# [Exercise details]
Look through the data below. Collect every line where the word "this" occurs.

Web page code records
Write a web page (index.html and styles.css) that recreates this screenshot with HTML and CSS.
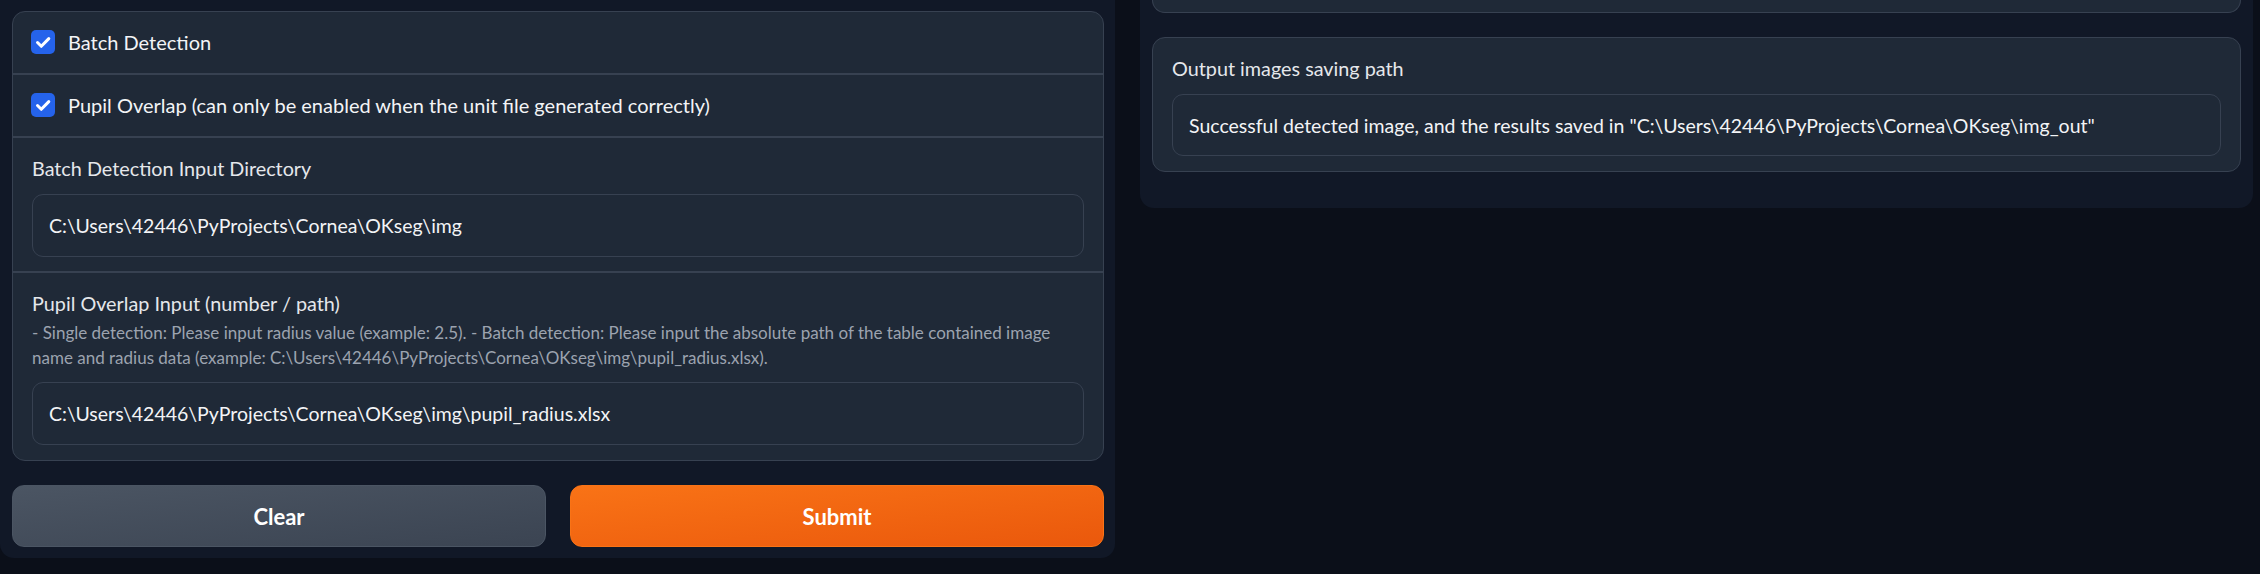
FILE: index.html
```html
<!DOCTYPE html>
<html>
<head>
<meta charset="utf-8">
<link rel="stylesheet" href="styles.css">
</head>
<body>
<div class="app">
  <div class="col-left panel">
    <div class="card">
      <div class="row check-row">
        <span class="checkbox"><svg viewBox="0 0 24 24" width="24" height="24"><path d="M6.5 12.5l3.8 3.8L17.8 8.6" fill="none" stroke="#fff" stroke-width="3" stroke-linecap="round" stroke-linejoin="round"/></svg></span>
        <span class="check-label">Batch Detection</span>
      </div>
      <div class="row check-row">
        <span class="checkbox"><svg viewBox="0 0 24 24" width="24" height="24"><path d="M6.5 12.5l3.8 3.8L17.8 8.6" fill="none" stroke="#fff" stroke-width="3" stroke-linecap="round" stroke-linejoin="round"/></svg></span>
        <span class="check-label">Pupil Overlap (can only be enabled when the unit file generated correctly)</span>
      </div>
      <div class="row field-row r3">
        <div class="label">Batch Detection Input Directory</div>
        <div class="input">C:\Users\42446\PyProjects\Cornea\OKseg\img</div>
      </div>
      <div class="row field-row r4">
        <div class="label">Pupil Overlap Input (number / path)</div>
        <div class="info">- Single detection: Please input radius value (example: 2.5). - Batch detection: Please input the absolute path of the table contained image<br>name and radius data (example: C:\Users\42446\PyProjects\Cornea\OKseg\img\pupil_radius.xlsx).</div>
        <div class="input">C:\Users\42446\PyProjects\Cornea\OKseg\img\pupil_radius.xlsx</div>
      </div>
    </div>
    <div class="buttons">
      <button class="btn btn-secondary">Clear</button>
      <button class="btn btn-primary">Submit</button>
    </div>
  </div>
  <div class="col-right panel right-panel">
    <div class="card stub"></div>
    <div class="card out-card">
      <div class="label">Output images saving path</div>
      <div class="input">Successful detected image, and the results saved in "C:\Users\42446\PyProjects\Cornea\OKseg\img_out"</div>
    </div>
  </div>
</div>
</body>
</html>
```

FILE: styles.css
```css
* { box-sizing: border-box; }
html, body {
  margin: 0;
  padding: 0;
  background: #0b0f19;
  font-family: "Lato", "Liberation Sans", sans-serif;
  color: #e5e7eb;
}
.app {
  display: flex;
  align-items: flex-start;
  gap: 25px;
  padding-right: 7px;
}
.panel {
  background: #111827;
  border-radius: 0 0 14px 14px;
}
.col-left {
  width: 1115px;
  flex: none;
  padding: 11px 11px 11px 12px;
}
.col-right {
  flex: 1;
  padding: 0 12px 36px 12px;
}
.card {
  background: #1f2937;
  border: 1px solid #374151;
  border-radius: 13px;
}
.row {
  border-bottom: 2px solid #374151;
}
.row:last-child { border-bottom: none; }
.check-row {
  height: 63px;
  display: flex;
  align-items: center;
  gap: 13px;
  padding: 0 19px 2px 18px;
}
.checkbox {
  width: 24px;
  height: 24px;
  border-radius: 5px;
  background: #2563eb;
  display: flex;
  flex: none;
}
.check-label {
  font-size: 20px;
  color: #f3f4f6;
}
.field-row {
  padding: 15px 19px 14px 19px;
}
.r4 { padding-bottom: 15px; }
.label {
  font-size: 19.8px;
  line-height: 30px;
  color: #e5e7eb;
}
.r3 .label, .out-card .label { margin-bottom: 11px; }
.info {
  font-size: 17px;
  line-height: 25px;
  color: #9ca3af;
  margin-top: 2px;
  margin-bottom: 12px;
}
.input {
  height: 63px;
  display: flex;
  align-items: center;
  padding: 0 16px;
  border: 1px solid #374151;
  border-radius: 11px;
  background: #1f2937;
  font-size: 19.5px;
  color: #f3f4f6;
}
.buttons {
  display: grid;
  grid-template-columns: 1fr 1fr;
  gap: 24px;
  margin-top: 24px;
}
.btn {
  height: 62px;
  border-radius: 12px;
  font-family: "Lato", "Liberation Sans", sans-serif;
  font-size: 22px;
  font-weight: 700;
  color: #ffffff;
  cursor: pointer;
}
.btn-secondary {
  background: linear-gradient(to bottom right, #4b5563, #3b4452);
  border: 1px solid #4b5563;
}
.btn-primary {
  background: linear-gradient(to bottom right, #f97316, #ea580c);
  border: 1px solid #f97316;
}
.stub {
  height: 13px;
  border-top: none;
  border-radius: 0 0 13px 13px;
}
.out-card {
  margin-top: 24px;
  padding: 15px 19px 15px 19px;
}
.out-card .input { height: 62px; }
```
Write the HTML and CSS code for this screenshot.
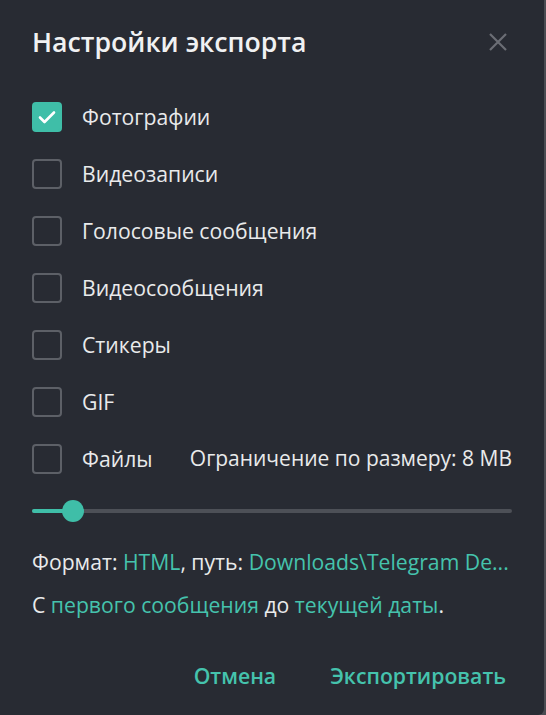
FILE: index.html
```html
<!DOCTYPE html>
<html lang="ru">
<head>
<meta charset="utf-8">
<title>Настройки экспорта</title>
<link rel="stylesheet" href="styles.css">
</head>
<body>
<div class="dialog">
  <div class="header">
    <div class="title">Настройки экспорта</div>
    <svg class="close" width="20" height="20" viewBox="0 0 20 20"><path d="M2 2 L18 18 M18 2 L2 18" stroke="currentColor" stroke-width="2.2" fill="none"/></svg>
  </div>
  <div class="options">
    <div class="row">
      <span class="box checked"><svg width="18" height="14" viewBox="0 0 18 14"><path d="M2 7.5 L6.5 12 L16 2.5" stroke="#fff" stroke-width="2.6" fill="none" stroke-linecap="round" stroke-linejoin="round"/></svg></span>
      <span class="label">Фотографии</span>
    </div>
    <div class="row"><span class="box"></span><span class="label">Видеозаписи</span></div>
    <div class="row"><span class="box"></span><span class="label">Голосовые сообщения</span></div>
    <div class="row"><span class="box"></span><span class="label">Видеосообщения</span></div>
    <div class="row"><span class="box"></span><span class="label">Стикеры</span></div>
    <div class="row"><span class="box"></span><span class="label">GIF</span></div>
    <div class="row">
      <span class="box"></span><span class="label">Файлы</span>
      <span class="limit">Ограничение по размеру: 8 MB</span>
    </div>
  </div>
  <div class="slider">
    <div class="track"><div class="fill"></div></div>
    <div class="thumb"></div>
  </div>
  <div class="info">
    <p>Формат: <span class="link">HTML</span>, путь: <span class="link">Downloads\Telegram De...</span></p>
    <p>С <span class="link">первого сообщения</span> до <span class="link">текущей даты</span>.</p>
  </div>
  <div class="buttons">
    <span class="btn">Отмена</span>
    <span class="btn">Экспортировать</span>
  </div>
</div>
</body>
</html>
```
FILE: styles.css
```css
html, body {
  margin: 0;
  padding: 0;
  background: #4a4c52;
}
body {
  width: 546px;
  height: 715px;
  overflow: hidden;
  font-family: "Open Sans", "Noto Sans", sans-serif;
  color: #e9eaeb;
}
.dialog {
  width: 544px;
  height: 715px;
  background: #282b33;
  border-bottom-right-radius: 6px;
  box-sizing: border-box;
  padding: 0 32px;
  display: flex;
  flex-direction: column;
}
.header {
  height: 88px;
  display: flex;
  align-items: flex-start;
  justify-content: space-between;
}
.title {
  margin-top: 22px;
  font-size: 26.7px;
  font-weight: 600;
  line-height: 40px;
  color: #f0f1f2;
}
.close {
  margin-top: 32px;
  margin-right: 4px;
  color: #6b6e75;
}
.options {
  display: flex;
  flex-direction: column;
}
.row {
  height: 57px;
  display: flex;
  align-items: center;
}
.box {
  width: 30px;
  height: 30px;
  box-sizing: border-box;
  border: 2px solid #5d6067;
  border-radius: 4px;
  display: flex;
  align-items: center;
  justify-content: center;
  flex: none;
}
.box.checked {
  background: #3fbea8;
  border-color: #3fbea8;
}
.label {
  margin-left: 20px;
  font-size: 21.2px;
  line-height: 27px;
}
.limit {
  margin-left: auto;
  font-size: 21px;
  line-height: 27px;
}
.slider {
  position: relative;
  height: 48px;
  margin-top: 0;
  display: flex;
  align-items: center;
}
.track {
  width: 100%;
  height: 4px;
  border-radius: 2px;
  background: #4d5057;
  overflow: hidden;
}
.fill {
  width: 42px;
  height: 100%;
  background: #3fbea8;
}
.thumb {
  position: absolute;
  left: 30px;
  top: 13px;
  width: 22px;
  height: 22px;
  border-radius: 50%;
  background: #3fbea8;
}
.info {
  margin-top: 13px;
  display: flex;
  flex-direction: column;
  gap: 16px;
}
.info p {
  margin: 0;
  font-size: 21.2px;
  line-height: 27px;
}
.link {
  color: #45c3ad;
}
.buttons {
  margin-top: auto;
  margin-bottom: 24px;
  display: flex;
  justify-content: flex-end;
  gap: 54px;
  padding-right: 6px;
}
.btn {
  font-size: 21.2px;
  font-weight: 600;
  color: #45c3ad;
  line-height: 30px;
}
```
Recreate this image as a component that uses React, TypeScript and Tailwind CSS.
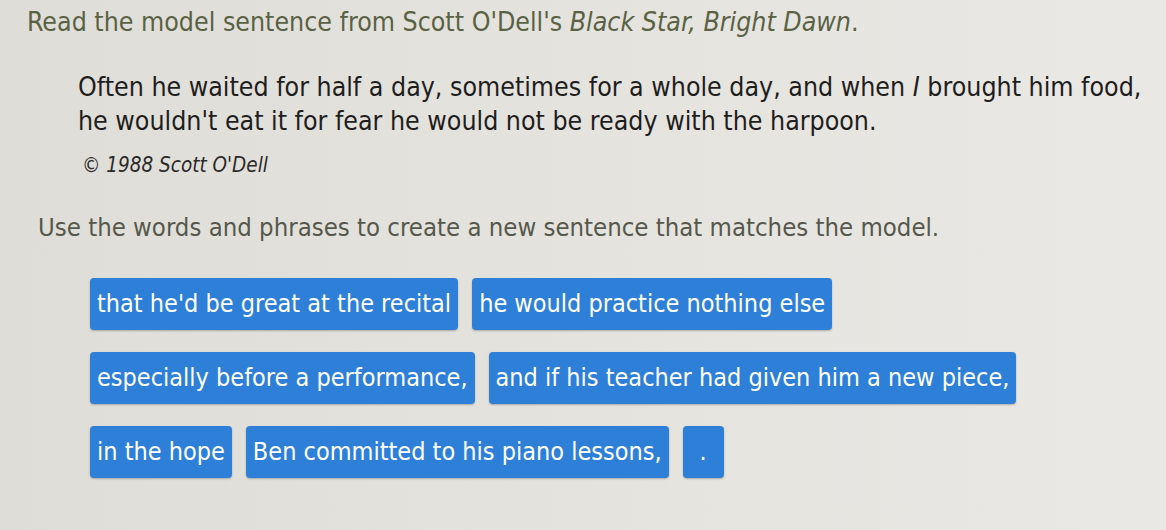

# [Solved exercise]
Write a web page (index.html and styles.css) that recreates this screenshot with HTML and CSS.
Write the HTML and CSS code for this screenshot.
Recreate this image as a component that uses React, TypeScript and Tailwind CSS.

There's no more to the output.